- _Written instruction_:
Transcribe the listing word for word.

- _Supplied material_:
.....

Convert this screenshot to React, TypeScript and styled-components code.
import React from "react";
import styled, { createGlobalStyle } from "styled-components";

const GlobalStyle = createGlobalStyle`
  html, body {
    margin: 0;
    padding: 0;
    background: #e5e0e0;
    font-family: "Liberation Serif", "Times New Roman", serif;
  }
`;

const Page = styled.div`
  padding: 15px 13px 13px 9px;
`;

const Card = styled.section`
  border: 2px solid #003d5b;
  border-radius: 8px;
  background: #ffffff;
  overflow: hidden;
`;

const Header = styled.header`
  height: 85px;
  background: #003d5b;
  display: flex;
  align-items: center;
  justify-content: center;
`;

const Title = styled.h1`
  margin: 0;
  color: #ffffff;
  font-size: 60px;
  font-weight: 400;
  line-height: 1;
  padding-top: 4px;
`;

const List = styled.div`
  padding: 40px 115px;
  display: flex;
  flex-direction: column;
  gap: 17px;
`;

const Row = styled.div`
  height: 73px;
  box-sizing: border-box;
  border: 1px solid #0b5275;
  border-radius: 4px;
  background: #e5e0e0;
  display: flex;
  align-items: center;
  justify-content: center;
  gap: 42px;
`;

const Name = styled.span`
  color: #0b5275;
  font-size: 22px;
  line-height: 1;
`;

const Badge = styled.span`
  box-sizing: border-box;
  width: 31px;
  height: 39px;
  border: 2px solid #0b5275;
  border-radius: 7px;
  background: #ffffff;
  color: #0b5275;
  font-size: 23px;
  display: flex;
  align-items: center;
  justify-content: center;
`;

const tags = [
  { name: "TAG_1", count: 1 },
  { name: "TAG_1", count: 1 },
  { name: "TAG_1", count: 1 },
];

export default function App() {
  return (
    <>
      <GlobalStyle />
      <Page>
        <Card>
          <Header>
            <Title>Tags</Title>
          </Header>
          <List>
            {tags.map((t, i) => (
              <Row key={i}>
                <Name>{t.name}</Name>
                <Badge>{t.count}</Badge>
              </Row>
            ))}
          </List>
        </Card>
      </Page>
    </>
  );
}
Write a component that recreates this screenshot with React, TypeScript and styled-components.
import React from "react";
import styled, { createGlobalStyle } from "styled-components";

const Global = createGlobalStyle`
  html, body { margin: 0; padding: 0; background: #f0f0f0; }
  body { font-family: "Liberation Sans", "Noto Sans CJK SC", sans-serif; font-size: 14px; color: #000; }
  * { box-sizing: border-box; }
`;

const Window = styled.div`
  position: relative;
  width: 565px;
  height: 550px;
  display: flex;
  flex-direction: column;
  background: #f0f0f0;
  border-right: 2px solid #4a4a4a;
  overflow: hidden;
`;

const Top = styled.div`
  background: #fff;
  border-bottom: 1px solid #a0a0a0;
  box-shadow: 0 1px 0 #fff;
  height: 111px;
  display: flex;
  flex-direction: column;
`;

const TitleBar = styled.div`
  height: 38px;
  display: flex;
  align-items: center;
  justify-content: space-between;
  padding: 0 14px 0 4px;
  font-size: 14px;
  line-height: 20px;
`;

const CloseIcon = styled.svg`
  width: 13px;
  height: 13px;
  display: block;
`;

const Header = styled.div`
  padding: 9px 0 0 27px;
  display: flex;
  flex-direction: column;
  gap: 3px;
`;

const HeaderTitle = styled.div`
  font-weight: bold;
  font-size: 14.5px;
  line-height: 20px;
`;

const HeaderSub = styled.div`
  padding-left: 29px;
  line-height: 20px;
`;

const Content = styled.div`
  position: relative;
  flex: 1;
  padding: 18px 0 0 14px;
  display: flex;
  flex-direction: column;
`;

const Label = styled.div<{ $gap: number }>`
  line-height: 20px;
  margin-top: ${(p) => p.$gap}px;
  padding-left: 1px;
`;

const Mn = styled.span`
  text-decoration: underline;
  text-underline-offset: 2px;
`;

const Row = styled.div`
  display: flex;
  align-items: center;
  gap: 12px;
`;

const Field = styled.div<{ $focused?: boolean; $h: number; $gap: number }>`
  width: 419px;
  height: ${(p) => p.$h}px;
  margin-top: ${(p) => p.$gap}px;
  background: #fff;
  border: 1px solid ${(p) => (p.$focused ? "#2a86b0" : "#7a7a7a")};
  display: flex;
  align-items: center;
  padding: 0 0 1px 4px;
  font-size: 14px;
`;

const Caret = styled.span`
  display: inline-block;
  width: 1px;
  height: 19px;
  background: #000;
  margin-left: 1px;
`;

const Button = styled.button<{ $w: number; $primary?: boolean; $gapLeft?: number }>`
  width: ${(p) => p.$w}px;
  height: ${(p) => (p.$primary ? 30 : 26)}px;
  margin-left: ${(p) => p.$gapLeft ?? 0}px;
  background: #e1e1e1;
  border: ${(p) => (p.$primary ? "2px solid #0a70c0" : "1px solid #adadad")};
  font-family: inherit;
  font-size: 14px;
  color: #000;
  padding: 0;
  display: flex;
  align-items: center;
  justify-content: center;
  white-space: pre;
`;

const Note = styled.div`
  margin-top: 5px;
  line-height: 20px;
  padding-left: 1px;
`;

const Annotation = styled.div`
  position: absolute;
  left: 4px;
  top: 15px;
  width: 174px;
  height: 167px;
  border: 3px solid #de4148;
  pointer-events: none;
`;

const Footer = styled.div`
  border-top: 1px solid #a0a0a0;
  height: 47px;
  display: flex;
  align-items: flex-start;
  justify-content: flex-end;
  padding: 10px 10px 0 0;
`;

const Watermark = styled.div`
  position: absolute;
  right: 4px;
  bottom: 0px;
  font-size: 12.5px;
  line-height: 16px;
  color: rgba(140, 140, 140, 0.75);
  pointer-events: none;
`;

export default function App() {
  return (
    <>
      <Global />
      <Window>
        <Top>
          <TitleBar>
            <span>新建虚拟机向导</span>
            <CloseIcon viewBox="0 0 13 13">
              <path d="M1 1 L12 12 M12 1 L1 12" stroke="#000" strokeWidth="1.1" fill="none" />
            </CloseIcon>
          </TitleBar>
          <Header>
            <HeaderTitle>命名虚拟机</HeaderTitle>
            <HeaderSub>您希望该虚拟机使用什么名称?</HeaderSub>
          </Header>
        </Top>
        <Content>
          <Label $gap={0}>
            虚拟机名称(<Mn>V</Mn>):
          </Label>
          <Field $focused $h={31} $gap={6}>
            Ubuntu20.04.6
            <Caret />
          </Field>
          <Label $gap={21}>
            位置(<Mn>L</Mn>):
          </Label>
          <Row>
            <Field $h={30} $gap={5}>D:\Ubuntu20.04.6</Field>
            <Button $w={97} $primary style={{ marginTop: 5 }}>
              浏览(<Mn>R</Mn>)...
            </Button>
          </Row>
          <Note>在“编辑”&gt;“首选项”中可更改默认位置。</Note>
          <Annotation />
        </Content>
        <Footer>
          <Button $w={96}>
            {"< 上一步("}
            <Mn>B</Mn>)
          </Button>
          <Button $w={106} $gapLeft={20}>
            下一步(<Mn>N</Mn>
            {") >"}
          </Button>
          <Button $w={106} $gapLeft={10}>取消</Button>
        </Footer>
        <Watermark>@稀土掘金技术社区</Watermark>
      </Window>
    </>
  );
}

.....

- _Task solution_:
Convert this screenshot to React, TypeScript and styled-components code.
import React from "react";
import styled, { createGlobalStyle } from "styled-components";

const GlobalStyle = createGlobalStyle`
  html, body {
    margin: 0;
    padding: 0;
    background: #e5e0e0;
    font-family: "Liberation Serif", "Times New Roman", serif;
  }
`;

const Page = styled.div`
  padding: 15px 13px 13px 9px;
`;

const Card = styled.section`
  border: 2px solid #003d5b;
  border-radius: 8px;
  background: #ffffff;
  overflow: hidden;
`;

const Header = styled.header`
  height: 85px;
  background: #003d5b;
  display: flex;
  align-items: center;
  justify-content: center;
`;

const Title = styled.h1`
  margin: 0;
  color: #ffffff;
  font-size: 60px;
  font-weight: 400;
  line-height: 1;
  padding-top: 4px;
`;

const List = styled.div`
  padding: 40px 115px;
  display: flex;
  flex-direction: column;
  gap: 17px;
`;

const Row = styled.div`
  height: 73px;
  box-sizing: border-box;
  border: 1px solid #0b5275;
  border-radius: 4px;
  background: #e5e0e0;
  display: flex;
  align-items: center;
  justify-content: center;
  gap: 42px;
`;

const Name = styled.span`
  color: #0b5275;
  font-size: 22px;
  line-height: 1;
`;

const Badge = styled.span`
  box-sizing: border-box;
  width: 31px;
  height: 39px;
  border: 2px solid #0b5275;
  border-radius: 7px;
  background: #ffffff;
  color: #0b5275;
  font-size: 23px;
  display: flex;
  align-items: center;
  justify-content: center;
`;

const tags = [
  { name: "TAG_1", count: 1 },
  { name: "TAG_1", count: 1 },
  { name: "TAG_1", count: 1 },
];

export default function App() {
  return (
    <>
      <GlobalStyle />
      <Page>
        <Card>
          <Header>
            <Title>Tags</Title>
          </Header>
          <List>
            {tags.map((t, i) => (
              <Row key={i}>
                <Name>{t.name}</Name>
                <Badge>{t.count}</Badge>
              </Row>
            ))}
          </List>
        </Card>
      </Page>
    </>
  );
}
Write a component that recreates this screenshot with React, TypeScript and styled-components.
import React from "react";
import styled, { createGlobalStyle } from "styled-components";

const Global = createGlobalStyle`
  html, body { margin: 0; padding: 0; background: #f0f0f0; }
  body { font-family: "Liberation Sans", "Noto Sans CJK SC", sans-serif; font-size: 14px; color: #000; }
  * { box-sizing: border-box; }
`;

const Window = styled.div`
  position: relative;
  width: 565px;
  height: 550px;
  display: flex;
  flex-direction: column;
  background: #f0f0f0;
  border-right: 2px solid #4a4a4a;
  overflow: hidden;
`;

const Top = styled.div`
  background: #fff;
  border-bottom: 1px solid #a0a0a0;
  box-shadow: 0 1px 0 #fff;
  height: 111px;
  display: flex;
  flex-direction: column;
`;

const TitleBar = styled.div`
  height: 38px;
  display: flex;
  align-items: center;
  justify-content: space-between;
  padding: 0 14px 0 4px;
  font-size: 14px;
  line-height: 20px;
`;

const CloseIcon = styled.svg`
  width: 13px;
  height: 13px;
  display: block;
`;

const Header = styled.div`
  padding: 9px 0 0 27px;
  display: flex;
  flex-direction: column;
  gap: 3px;
`;

const HeaderTitle = styled.div`
  font-weight: bold;
  font-size: 14.5px;
  line-height: 20px;
`;

const HeaderSub = styled.div`
  padding-left: 29px;
  line-height: 20px;
`;

const Content = styled.div`
  position: relative;
  flex: 1;
  padding: 18px 0 0 14px;
  display: flex;
  flex-direction: column;
`;

const Label = styled.div<{ $gap: number }>`
  line-height: 20px;
  margin-top: ${(p) => p.$gap}px;
  padding-left: 1px;
`;

const Mn = styled.span`
  text-decoration: underline;
  text-underline-offset: 2px;
`;

const Row = styled.div`
  display: flex;
  align-items: center;
  gap: 12px;
`;

const Field = styled.div<{ $focused?: boolean; $h: number; $gap: number }>`
  width: 419px;
  height: ${(p) => p.$h}px;
  margin-top: ${(p) => p.$gap}px;
  background: #fff;
  border: 1px solid ${(p) => (p.$focused ? "#2a86b0" : "#7a7a7a")};
  display: flex;
  align-items: center;
  padding: 0 0 1px 4px;
  font-size: 14px;
`;

const Caret = styled.span`
  display: inline-block;
  width: 1px;
  height: 19px;
  background: #000;
  margin-left: 1px;
`;

const Button = styled.button<{ $w: number; $primary?: boolean; $gapLeft?: number }>`
  width: ${(p) => p.$w}px;
  height: ${(p) => (p.$primary ? 30 : 26)}px;
  margin-left: ${(p) => p.$gapLeft ?? 0}px;
  background: #e1e1e1;
  border: ${(p) => (p.$primary ? "2px solid #0a70c0" : "1px solid #adadad")};
  font-family: inherit;
  font-size: 14px;
  color: #000;
  padding: 0;
  display: flex;
  align-items: center;
  justify-content: center;
  white-space: pre;
`;

const Note = styled.div`
  margin-top: 5px;
  line-height: 20px;
  padding-left: 1px;
`;

const Annotation = styled.div`
  position: absolute;
  left: 4px;
  top: 15px;
  width: 174px;
  height: 167px;
  border: 3px solid #de4148;
  pointer-events: none;
`;

const Footer = styled.div`
  border-top: 1px solid #a0a0a0;
  height: 47px;
  display: flex;
  align-items: flex-start;
  justify-content: flex-end;
  padding: 10px 10px 0 0;
`;

const Watermark = styled.div`
  position: absolute;
  right: 4px;
  bottom: 0px;
  font-size: 12.5px;
  line-height: 16px;
  color: rgba(140, 140, 140, 0.75);
  pointer-events: none;
`;

export default function App() {
  return (
    <>
      <Global />
      <Window>
        <Top>
          <TitleBar>
            <span>新建虚拟机向导</span>
            <CloseIcon viewBox="0 0 13 13">
              <path d="M1 1 L12 12 M12 1 L1 12" stroke="#000" strokeWidth="1.1" fill="none" />
            </CloseIcon>
          </TitleBar>
          <Header>
            <HeaderTitle>命名虚拟机</HeaderTitle>
            <HeaderSub>您希望该虚拟机使用什么名称?</HeaderSub>
          </Header>
        </Top>
        <Content>
          <Label $gap={0}>
            虚拟机名称(<Mn>V</Mn>):
          </Label>
          <Field $focused $h={31} $gap={6}>
            Ubuntu20.04.6
            <Caret />
          </Field>
          <Label $gap={21}>
            位置(<Mn>L</Mn>):
          </Label>
          <Row>
            <Field $h={30} $gap={5}>D:\Ubuntu20.04.6</Field>
            <Button $w={97} $primary style={{ marginTop: 5 }}>
              浏览(<Mn>R</Mn>)...
            </Button>
          </Row>
          <Note>在“编辑”&gt;“首选项”中可更改默认位置。</Note>
          <Annotation />
        </Content>
        <Footer>
          <Button $w={96}>
            {"< 上一步("}
            <Mn>B</Mn>)
          </Button>
          <Button $w={106} $gapLeft={20}>
            下一步(<Mn>N</Mn>
            {") >"}
          </Button>
          <Button $w={106} $gapLeft={10}>取消</Button>
        </Footer>
        <Watermark>@稀土掘金技术社区</Watermark>
      </Window>
    </>
  );
}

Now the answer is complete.